Mercedes-Benz pioneered the safety concept of having a car's bodywork absorb the kinetic impact of a crash and keep that energy in a crumple zone surrounding the cabin occupied by the passengers and hence, keeping them safe.
It may be the Volvo name which is most associated with automotive safety in the consumer's mind, but it was, in fact, Mercedes-Benz which first developed the most basic tenet of passenger car safety - the so-called Crumple Zone.
It was an inventor Bela Barenyi who pioneered the idea that passengers were safer in a vehicle that was designed to easily absorb the energy from an impact and keep that energy away from the people inside the cabin.
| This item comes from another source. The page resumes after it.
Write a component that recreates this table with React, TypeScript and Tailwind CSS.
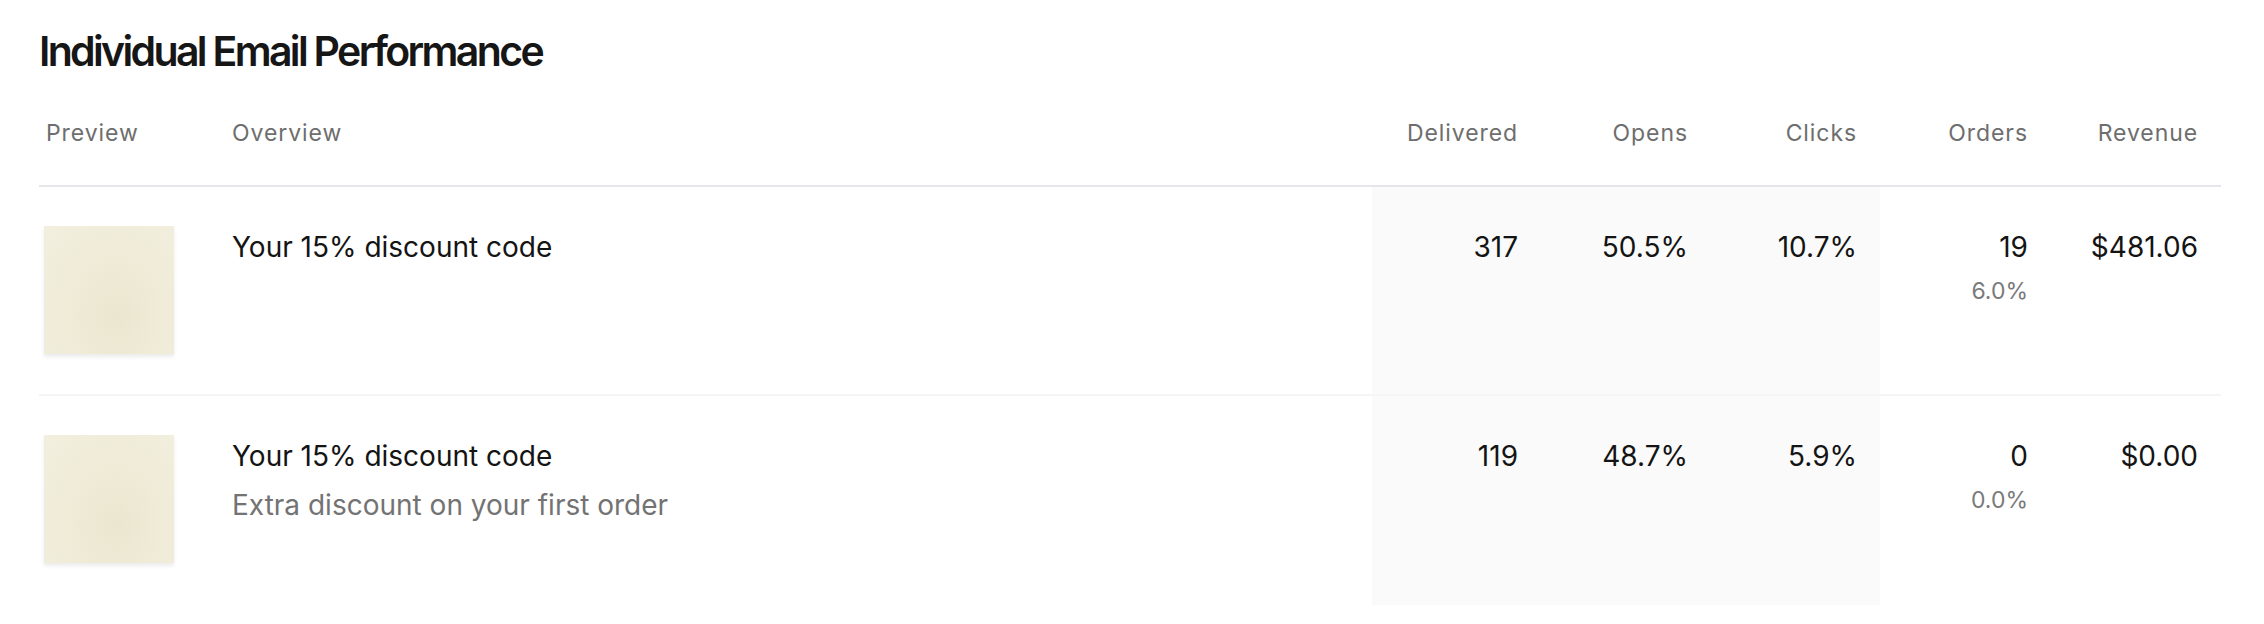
import React from 'react';

type Row = {
  title: string;
  subtitle?: string;
  delivered: string;
  opens: string;
  clicks: string;
  orders: string;
  orderRate: string;
  revenue: string;
};

const rows: Row[] = [
  {
    title: 'Your 15% discount code',
    delivered: '317',
    opens: '50.5%',
    clicks: '10.7%',
    orders: '19',
    orderRate: '6.0%',
    revenue: '$481.06',
  },
  {
    title: 'Your 15% discount code',
    subtitle: 'Extra discount on your first order',
    delivered: '119',
    opens: '48.7%',
    clicks: '5.9%',
    orders: '0',
    orderRate: '0.0%',
    revenue: '$0.00',
  },
];

const cols = 'grid grid-cols-[186px_1fr_169px_170px_169px_171px_170px]';

const Thumb: React.FC = () => (
  <div className="w-[130px] h-[128px] bg-[radial-gradient(ellipse_at_55%_70%,#ebe6cf_0%,#efebd7_45%,#f2efdf_100%)] shadow-[0_3px_4px_rgba(0,0,0,0.08)]" />
);

const App: React.FC = () => {
  return (
    <div
      className="min-h-screen bg-white pt-[27px] pl-[39px] pr-[43px] text-[#141414]"
      style={{ fontFamily: 'Inter, "Noto Sans", sans-serif' }}
    >
      {/* Title */}
      <h1 className="text-[41px] leading-[48px] font-semibold tracking-[-0.065em] text-[#161616]">
        Individual Email Performance
      </h1>

      {/* Table header */}
      <div className={`${cols} mt-[43px] border-b-2 border-[#e6e6ea] pb-[37px] text-[23px] leading-[30px] text-[#6e6e6e] tracking-[0.04em]`}>
        <div className="pl-[7px]">Preview</div>
        <div className="pl-[7px]">Overview</div>
        <div className="text-right pr-[23px]">Delivered</div>
        <div className="text-right pr-[23px]">Opens</div>
        <div className="text-right pr-[23px]">Clicks</div>
        <div className="text-right pr-[23px]">Orders</div>
        <div className="text-right pr-[23px]">Revenue</div>
      </div>

      {/* Rows */}
      {rows.map((r, i) => (
        <div
          key={i}
          className={`${cols} h-[209px] text-[28px] leading-[34px] ${
            i < rows.length - 1 ? 'border-b-2 border-[#f5f5f5]' : ''
          }`}
        >
          <div className="pl-[5px] pt-[39px]">
            <Thumb />
          </div>
          <div className="pl-[7px] pt-[43px]">
            <div className="text-[#141414]">{r.title}</div>
            {r.subtitle && (
              <div className="mt-[15px] text-[#737373]">{r.subtitle}</div>
            )}
          </div>
          <div className="bg-[#fafafa] text-right pr-[23px] pt-[43px]">{r.delivered}</div>
          <div className="bg-[#fafafa] text-right pr-[23px] pt-[43px]">{r.opens}</div>
          <div className="bg-[#fafafa] text-right pr-[23px] pt-[43px]">{r.clicks}</div>
          <div className="text-right pr-[23px] pt-[43px]">
            <div>{r.orders}</div>
            <div className="mt-[12px] text-[23px] leading-[30px] text-[#7a7a7a]">{r.orderRate}</div>
          </div>
          <div className="text-right pr-[23px] pt-[43px]">{r.revenue}</div>
        </div>
      ))}
    </div>
  );
};

export default App;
Barenyi devised a system of placing the car's components in a certain configuration that kept the kinetic energy in the event of a crash away from a bubble protecting the car's occupants. Mercedes obtained a patent from Barenyi's invention way back in 1952 and the technology was first introduced into production cars in 1959 in the Mercedes-Benz 220, 220 S and 220 SE models.
For example, Barenyi arranged the steering column and other heavy components so that they would not form blocks that would heighten the impact on the cabin. The system was designed to have the car's body crumple around the cabin, absorbing the worst of the kinetic shock of impact.
Design changes affected the inside of the cabin as well, with the dashboard and controls all made with soft-edges and made to yield easily in a crash.
Those Mercedes models were also some of the first to introduce over-the-shoulder seat-belts.
The inventor/engineer Barenyi is credited with about 2,500 patents, more than half as many as the more famous inventor, Thomas Edison.